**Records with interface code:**
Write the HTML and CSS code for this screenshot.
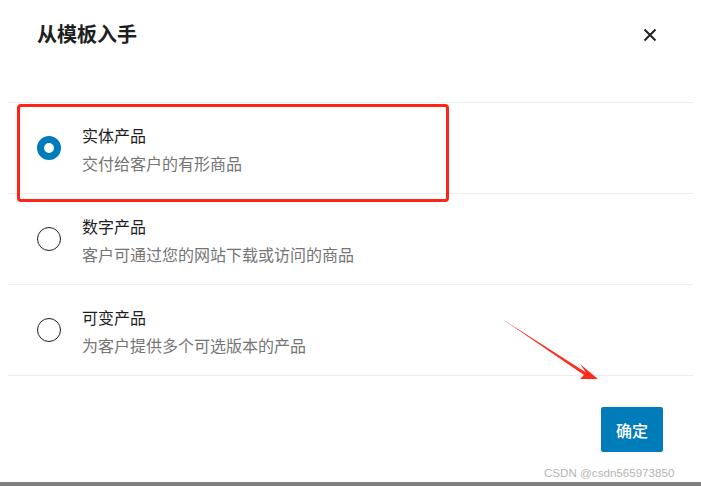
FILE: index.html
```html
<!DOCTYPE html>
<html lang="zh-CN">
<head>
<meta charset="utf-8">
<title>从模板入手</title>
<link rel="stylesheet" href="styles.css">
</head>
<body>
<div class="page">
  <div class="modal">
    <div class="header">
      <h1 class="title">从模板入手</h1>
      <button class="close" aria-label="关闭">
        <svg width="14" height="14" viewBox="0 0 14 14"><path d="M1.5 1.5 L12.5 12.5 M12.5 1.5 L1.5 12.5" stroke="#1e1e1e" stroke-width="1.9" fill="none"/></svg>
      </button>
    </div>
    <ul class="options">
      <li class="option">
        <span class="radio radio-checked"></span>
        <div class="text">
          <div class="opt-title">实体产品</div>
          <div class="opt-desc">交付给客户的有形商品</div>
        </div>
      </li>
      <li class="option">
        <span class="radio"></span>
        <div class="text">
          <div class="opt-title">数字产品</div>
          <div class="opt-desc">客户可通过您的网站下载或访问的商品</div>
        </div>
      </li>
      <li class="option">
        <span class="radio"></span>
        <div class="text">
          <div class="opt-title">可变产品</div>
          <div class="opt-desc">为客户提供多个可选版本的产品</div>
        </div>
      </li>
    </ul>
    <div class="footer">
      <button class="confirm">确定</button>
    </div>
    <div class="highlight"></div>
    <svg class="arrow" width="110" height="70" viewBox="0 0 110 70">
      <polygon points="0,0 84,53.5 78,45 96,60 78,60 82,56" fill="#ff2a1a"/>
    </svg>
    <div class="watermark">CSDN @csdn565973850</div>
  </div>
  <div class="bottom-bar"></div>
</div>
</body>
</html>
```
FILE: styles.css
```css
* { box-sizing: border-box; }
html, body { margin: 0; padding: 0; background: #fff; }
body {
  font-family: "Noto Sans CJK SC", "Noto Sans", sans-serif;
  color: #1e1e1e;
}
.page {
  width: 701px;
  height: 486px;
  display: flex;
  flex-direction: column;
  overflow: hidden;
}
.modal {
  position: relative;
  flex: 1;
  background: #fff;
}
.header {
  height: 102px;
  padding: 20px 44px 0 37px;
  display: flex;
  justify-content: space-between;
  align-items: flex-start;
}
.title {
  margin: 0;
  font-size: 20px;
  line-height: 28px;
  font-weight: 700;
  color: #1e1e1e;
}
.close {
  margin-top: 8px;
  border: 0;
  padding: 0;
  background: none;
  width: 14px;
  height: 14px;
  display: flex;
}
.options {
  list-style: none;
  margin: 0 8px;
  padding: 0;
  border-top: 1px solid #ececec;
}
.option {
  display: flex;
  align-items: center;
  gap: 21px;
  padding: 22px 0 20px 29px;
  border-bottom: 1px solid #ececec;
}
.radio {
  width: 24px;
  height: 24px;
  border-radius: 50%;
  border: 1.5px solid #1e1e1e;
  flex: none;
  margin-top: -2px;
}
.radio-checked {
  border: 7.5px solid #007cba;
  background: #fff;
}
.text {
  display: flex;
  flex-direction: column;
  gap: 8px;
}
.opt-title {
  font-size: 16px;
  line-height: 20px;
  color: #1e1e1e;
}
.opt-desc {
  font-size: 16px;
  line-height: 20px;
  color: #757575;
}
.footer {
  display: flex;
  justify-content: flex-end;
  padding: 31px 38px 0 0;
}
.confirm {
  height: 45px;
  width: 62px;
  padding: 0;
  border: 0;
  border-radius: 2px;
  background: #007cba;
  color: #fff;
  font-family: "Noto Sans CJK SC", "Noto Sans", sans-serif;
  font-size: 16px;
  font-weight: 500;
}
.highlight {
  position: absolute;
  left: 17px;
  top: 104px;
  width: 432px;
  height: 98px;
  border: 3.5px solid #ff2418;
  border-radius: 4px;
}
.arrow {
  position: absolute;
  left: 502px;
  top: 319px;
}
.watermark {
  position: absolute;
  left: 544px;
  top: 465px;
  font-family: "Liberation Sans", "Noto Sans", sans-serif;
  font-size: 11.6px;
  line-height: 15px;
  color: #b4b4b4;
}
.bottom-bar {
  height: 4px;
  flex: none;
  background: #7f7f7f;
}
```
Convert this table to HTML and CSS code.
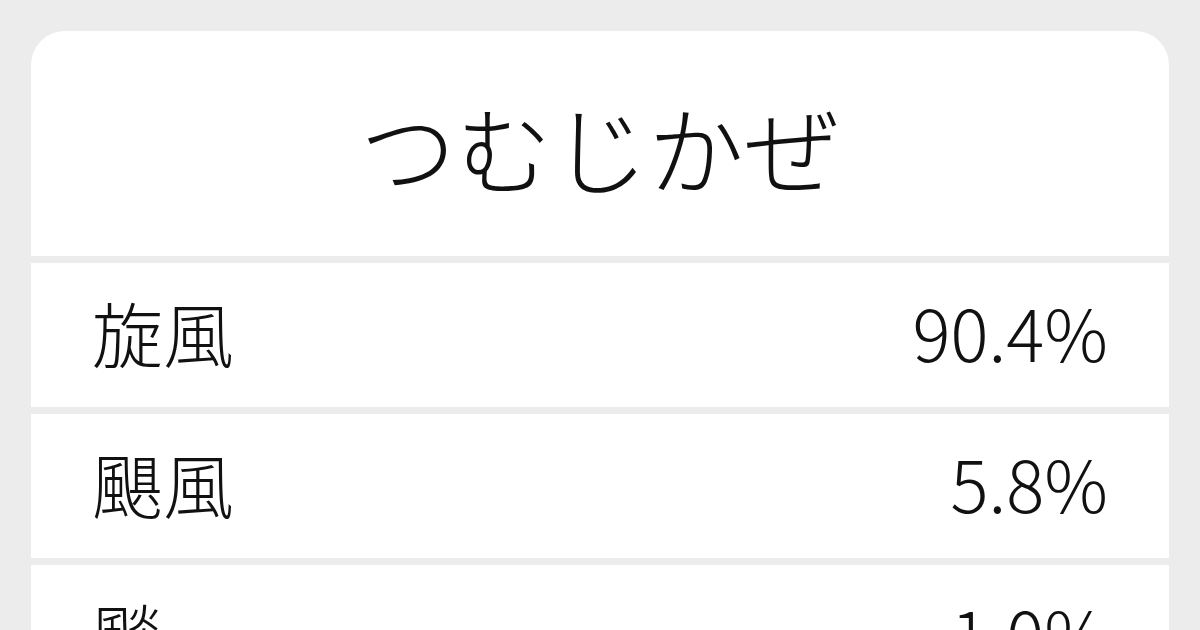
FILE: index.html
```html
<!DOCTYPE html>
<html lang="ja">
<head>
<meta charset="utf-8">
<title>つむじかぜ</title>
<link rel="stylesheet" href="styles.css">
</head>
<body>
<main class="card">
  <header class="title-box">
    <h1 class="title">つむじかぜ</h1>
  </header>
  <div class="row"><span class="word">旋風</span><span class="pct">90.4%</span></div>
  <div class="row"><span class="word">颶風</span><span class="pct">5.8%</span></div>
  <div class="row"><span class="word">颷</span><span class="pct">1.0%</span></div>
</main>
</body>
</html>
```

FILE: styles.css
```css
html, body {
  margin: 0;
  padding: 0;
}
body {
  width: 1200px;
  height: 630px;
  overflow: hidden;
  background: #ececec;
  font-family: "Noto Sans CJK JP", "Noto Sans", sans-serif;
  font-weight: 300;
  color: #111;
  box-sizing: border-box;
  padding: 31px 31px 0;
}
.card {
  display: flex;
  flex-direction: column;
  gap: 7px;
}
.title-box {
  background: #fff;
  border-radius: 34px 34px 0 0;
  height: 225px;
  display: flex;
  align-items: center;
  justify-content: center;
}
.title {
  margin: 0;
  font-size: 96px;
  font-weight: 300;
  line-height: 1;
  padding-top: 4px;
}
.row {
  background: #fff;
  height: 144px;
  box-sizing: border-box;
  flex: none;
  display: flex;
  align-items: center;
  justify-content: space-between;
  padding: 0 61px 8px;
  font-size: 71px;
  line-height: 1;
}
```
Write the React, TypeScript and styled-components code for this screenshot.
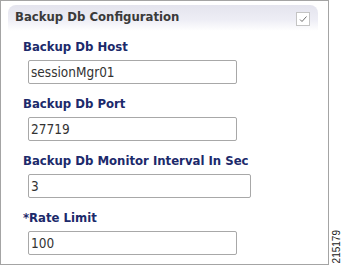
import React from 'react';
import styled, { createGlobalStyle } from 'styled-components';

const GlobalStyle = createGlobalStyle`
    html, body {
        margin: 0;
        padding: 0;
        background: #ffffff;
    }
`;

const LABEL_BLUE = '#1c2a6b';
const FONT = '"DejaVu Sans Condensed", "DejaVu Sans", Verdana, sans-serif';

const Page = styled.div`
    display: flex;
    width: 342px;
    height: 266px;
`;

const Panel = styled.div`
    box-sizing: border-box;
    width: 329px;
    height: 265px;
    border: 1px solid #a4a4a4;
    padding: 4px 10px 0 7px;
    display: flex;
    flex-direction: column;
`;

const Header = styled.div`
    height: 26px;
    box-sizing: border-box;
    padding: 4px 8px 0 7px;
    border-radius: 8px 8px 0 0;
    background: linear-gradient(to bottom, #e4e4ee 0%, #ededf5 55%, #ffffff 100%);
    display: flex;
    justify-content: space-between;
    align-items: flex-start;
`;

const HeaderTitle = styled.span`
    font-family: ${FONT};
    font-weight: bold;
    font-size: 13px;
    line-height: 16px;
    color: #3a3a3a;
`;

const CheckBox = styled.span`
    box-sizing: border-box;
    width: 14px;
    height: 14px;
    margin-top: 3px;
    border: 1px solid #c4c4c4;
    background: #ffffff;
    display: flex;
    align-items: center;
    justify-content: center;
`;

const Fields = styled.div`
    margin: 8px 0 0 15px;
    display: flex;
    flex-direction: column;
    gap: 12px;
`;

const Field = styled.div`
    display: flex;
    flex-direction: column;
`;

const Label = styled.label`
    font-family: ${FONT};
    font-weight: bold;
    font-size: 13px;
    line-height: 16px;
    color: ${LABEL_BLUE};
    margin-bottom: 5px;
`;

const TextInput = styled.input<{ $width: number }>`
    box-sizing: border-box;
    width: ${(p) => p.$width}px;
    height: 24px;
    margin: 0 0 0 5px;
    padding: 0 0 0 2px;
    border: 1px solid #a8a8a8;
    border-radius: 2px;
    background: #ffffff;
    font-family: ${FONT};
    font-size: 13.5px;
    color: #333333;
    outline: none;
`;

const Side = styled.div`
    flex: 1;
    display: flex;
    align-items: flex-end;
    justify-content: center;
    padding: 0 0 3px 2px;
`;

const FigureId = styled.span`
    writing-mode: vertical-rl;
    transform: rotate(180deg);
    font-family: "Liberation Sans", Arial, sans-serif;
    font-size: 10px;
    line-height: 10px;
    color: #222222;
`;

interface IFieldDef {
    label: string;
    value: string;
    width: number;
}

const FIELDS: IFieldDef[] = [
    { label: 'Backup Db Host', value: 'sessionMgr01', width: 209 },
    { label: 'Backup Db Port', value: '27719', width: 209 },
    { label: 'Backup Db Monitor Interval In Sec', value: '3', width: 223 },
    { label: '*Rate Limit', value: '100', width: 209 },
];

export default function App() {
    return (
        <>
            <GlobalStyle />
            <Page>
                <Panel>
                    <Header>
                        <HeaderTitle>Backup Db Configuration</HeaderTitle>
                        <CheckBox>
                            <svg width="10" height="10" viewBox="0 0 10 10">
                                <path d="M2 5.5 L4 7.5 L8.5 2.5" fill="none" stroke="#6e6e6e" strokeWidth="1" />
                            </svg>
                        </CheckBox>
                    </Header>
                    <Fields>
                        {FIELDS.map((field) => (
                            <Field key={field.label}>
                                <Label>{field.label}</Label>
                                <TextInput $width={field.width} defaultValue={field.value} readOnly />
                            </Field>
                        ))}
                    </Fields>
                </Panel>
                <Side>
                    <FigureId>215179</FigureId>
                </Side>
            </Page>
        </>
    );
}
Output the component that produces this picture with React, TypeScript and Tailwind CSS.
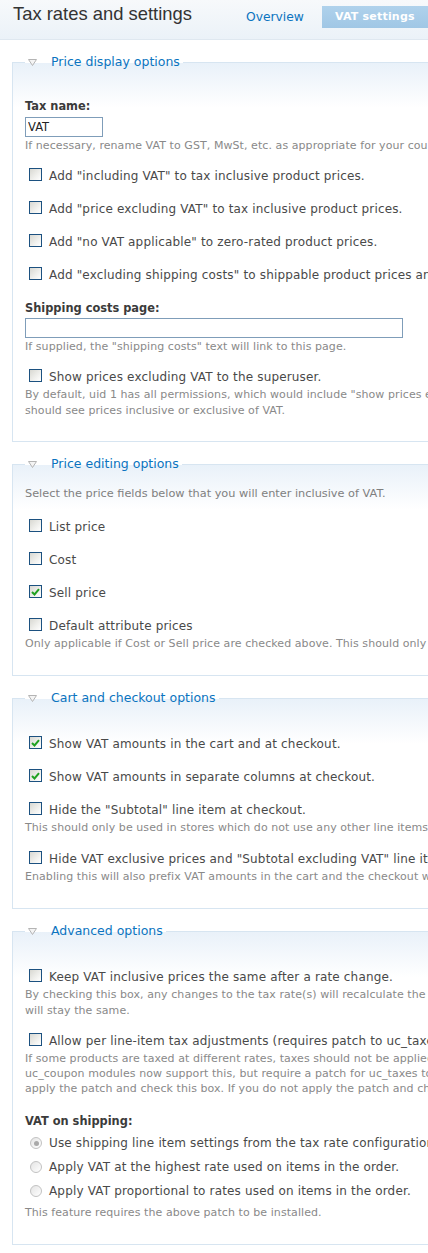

**Given problem:**
Copy down every line of the material above that includes the string "screenshot".

**Correct response:**
Write the HTML and CSS code for this screenshot.
Write the React, TypeScript and styled-components code for this screenshot.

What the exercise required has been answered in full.